Circle Contact Lenses Illegal, Pose Health Concern

By Admin on July 06, 2010 | Last updated on March 21, 2019

A new trend in eye-wear is circulating, and it could be dangerous: circle lenses. Circle contact lenses are eye lenses that cover not only the iris of the eyes, but part of the whites as well. This design gives the wearer an especially doe-eyed or wide-eyed look and is an increasingly popular trend among teens and younger adults.

The circle lenses can be bought online for $20 or $30 a pair. According to, the danger with the lenses is that they are not sold by prescription, something which is necessary for a legal sale in the U.S. Circle lenses are imported from Asia where the trend is said to come from the look of characters in Japanese anime. The lenses are widely popular in Japan, Singapore, and South Korea. Other wearers may have been inspired by the wide-eyed look in Lady Gaga's Bad Romance video.

No matter where the look originates, in the U.S., many online sellers of the circle contact lenses do not check prescriptions with eye care providers. They allow buyers to choose not only the color of the lenses, (including wilder shades of pink or green) but the strength as well.

Karen Riley, spokeswoman for the FDA, said “Consumers risk significant eye injuries, even blindness, when they buy contact lenses without a valid prescription or help from an eye professional.”
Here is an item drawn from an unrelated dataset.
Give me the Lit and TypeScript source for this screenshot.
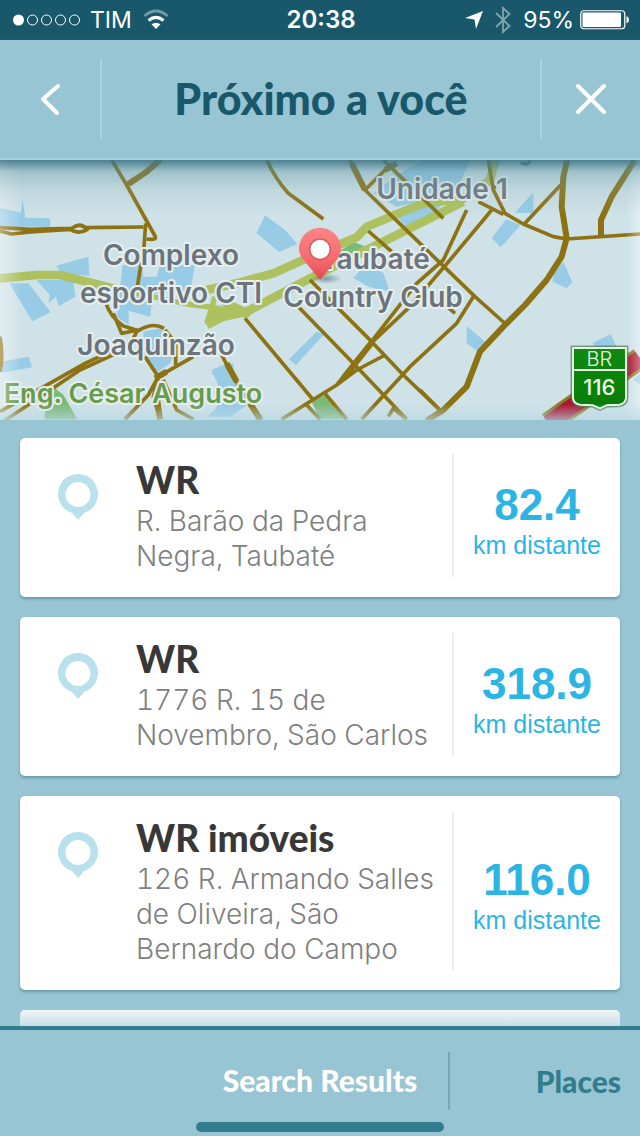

More than 30 million Americans use contact lenses, according to the Contact Lens Council. EmaxHealth reports contact lens wearers should know that poorly-fitting contact lenses can scratch the cornea or deprive the eye of oxygen, causing serious vision problems and even blindness. Since lenses sit directly on the eye, they can also be the cause of corneal ulcers and eye infections if not cared for properly.

The FDA suggest the following for users of contact lenses.

  • Get an eye exam from a licensed eye care professional, even if you feel your vision is perfect.
  • Get a valid prescription that includes the brand and lens dimensions.
  • Buy the lenses from an eye care professional or from a vendor who requires that you provide prescription information for the lenses.
  • Follow directions for cleaning, disinfecting, and wearing the lenses, and visit your eye care professional for follow-up eye exams.

One small benefit to the wide circulation of the many Youtube videos and online chatter about where to get the lenses; now that so many people are using them, early adopters of the trend say they are moving on.